Para o mercado financeiro, uma taxa tão alta acima da inflação é, historicamente, um sinal de alerta de risco de crédito. No entanto, para o comitê de investimentos local, o papel parecia seguro. Em julho de 2025, esse único investimento representava 4,30% de todo o patrimônio do fundo previdenciário da cidade.
“Esse processo é como se fosse uma licitação, temos que pegar vários orçamentos e o menor valor é o que obrigatoriamente temos que adquirir", explica o diretor do SGO-PREV, José Luiz Ribeiro de Leon.
“Para isso tem um comitê de investimento, com cinco membros escolhidos entre os servidores públicos, e um conselho administrativo com representante do executivo, legislativo e mais 5 servidores eleitos que devem analisar o investimento", revela. O instituto tentou vender os títulos, mas ao contrário do município de Angélica, não teve sorte no mercado.
“Tentamos vender essas Letras Financeiras, mas a mesma não tem liquidez, e o mercado não estava comprando esses ativos", explica José Luiz.
O agravante técnico é a natureza do ativo. Diferente da poupança ou de CDBs tradicionais de varejo, a Letra Financeira adquirida pelo SGO-PREV possui travas de liquidez severas. Nos relatórios oficiais do instituto, o campo de "Liquidez para Resgate" traz a anotação: "Não se aplica". Isso significa que o dinheiro dos servidores foi "trancado" em uma aposta de longo prazo em um banco que, agora, fechou as portas.
O papel das consultorias
Como um fundo municipal comprou papéis de um banco sob suspeita? A resposta reside nos pareceres técnicos que embasaram a decisão.
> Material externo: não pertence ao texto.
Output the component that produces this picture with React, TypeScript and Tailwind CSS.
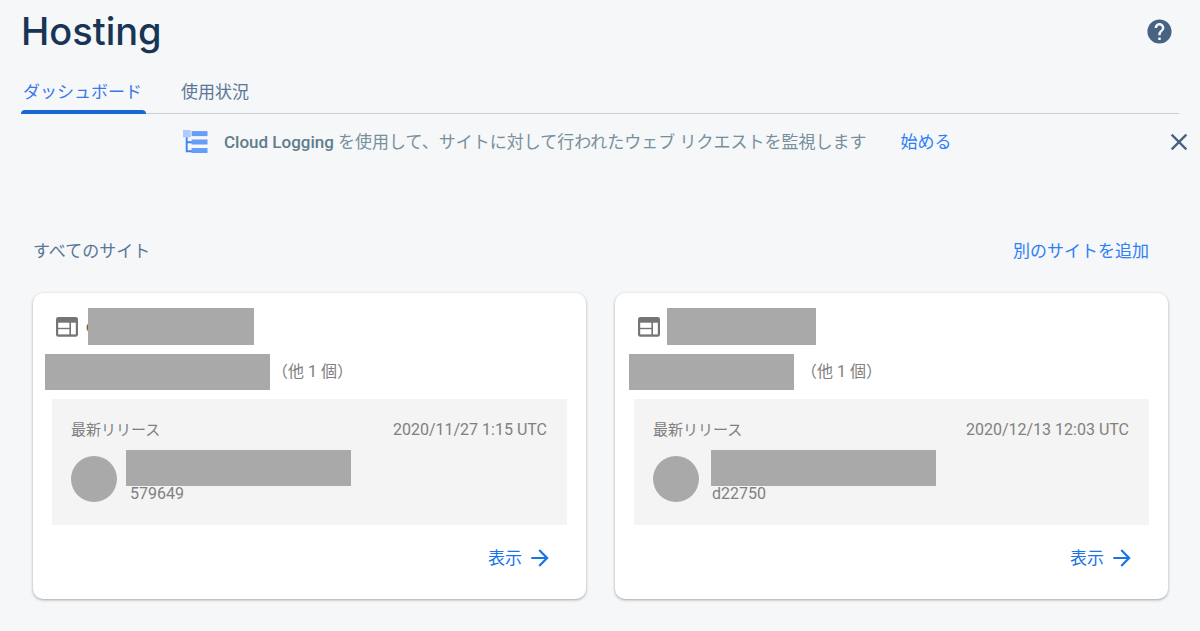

Nossa apuração localizou dois “Parecer Técnico de Investimento", em nome da consultoria "Crédito amp;amp; Mercado, de São Paulo, utilizado pelo SGO-PREV para justificar a alocação.
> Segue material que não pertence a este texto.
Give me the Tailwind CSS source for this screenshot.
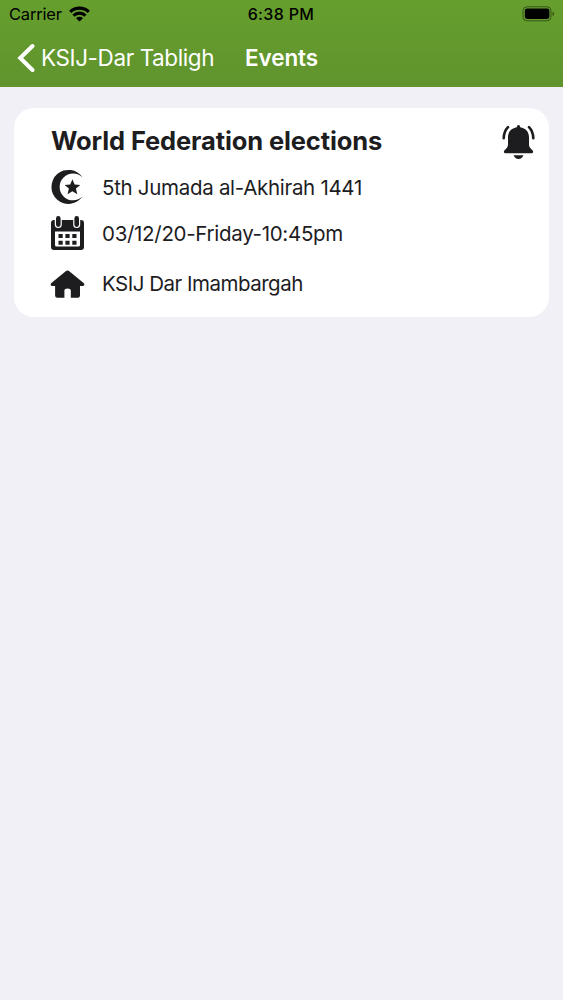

O documento defendia a solidez do Banco Master citando a classificação de risco (rating) "BBB" da agência Fitch e o enquadramento do banco no segmento "S3" do Banco Central.
O parecer destaca a Letra Financeira como uma "opção atraente" devido à rentabilidade turbinada, minimizando os riscos de um papel sem garantia real e com prazo de uma década para vencimento.
A decisão mais questionável ocorreu em setembro de 2025, quando a consultoria defendeu publicamente a manutenção do investimento no Banco Master, classificando-a como uma decisão "prudente e benéfica".
Este parecer foi emitido justamente após o primeiro grande sinal de alerta regulatório: o veto do Banco Central à proposta de aquisição de parte do Banco Master pelo Banco de Brasília (BRB). Em vez de recomendar cautela ou provisionamento de risco, o documento minimizou a crise, afirmando que o Banco Master "não faliu" e que a preocupação do BC estava ligada apenas a "questões de governança e sucessão".
A defesa da consultoria foi baseada em dois argumentos: O investimento apresentou um retorno positivo, superando a meta atuarial do RPPS, com um retorno acumulado de 8,61% até agosto de 2025.
E, o segundo, o processo de investimento cumpriu todas as sete etapas de due diligence e conformidade regulatória (cotação, aprovação colegiada, atestado de compatibilidade), atestando a "diligência" da gestão do SGO-PREV.
No entanto, o foco na rentabilidade passada e na conformidade formal ignorou o risco qualitativo.
Calote institucional
A situação de São Gabriel do Oeste é delicada juridicamente. Ao contrário de pequenos investidores que possuem CDBs garantidos pelo Fundo Garantidor de Créditos (FGC) até R$ 250 mil, os Regimes Próprios de Previdência (RPPS) que investem em Letras Financeiras (LF) entram em uma "zona cinzenta" na fila de credores.
Letras Financeiras frequentemente possuem cláusulas de subordinação, ou seja, em caso de falência, são os últimos a receber, depois que o governo, os funcionários e os correntistas comuns forem pagos. Com a descoberta de fraudes contábeis pela PF, a massa falida do Banco Master pode não ter ativos suficientes para honrar esses compromissos, transformando a "rentabilidade de IPCA 7%" em uma perda patrimonial definitiva para os servidores de São Gabriel do Oeste.
O SGO-PREV agora terá que habilitar seu crédito na massa liquidanda, em um processo que deve se arrastar por anos, deixando o patrimônio dos servidores exposto à maior crise bancária da história do país.